On dira par exemple de celle qui se refuse à prononcer concupiscent³ sous peine d’évanouissement qu’elle fait sa sucrée ou, par extension, de quiconque affecte un choc émotionnel surjoué à la moindre bouffonnerie ou blague potache qu’il fait sa sucrée.

Quand on fait sa sucrée l’addition est salée

L’usage du sucre raffiné se répandant, faire sa sucrée concernera aussi bien le masculin que le féminin tout en conservant son accord initial en -ée. D’ailleurs le testostéroné sera d’autant plus humilié qu’il sera dit de lui qu’il fait sa sucrée.

La périphrase a beau se tortiller comme une sucette suave aux couleurs affriolantes, elle est rude et cinglante.

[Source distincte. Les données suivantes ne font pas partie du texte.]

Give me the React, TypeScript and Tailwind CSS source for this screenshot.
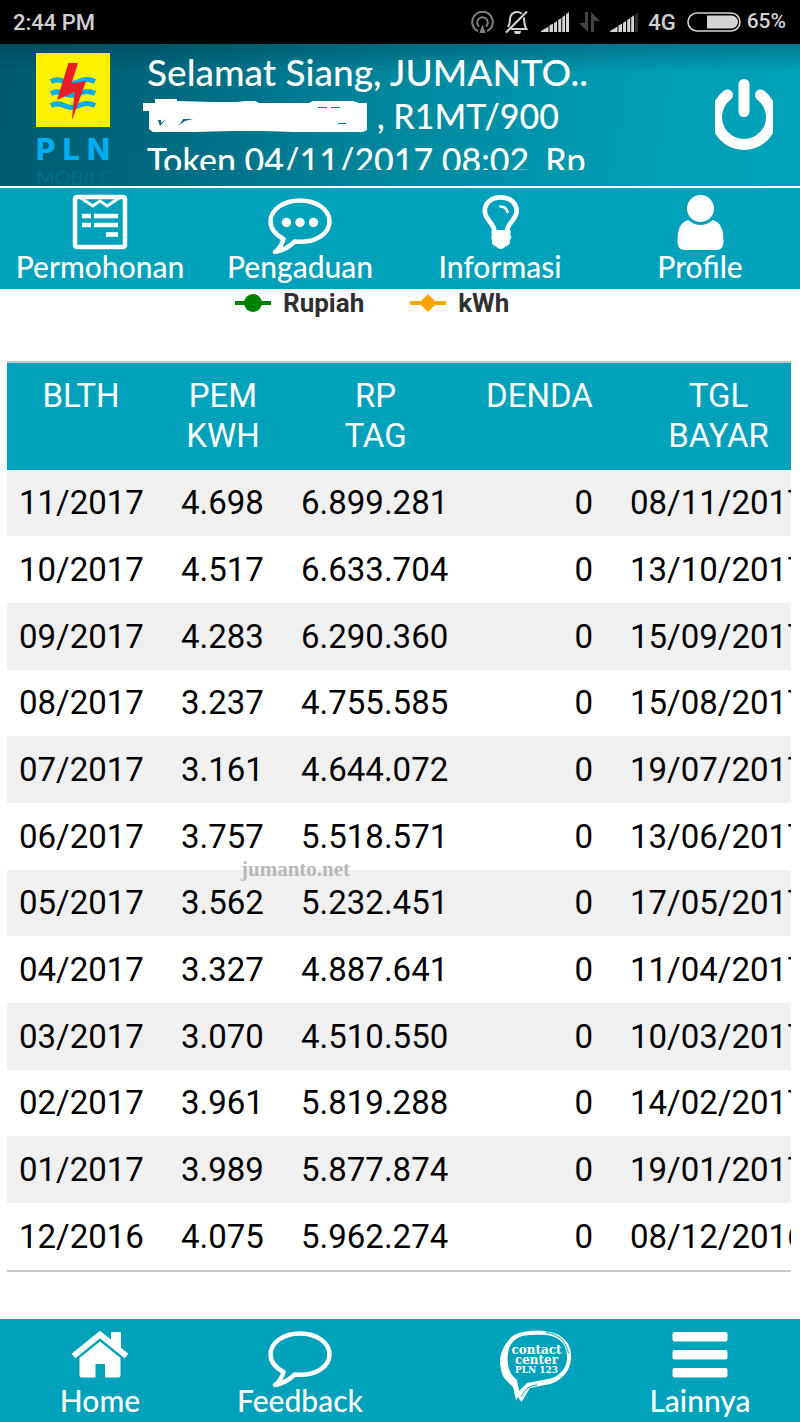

Quand on fait sa sucrée l’addition est toujours salée : la langue surannée sait châtier ceux qui tentent de la faire passer pour vulgaire lorsqu’elle appelle la femelle du chat une chatte.

Fig. B. Des chôquées.

Si faire sa sucrée tombera en désuétude, l’industrie agroalimentaire n’entendant pas gâcher l’un de ses ingrédients favoris développant addiction à ses productions pour une histoire de susceptibilité mal placée (mais ceci est une autre histoire), l’offusqué prompt à jouer la grande scène du 2 à la moindre occasion ne disparaîtra pas pour autant.

En modernité il se dira choqué voire chôqué, en chapeautant son -ô avec l’emphase qui sied à l’indigné de la broutille, à l’offensé de pacotille.

Avec moins de talent qu’alors il exigera de couvrir ce sein qu’il ne saurait voir. Pour lui aussi par de pareils objets les âmes sont blessées, et cela fait venir de coupables pensées.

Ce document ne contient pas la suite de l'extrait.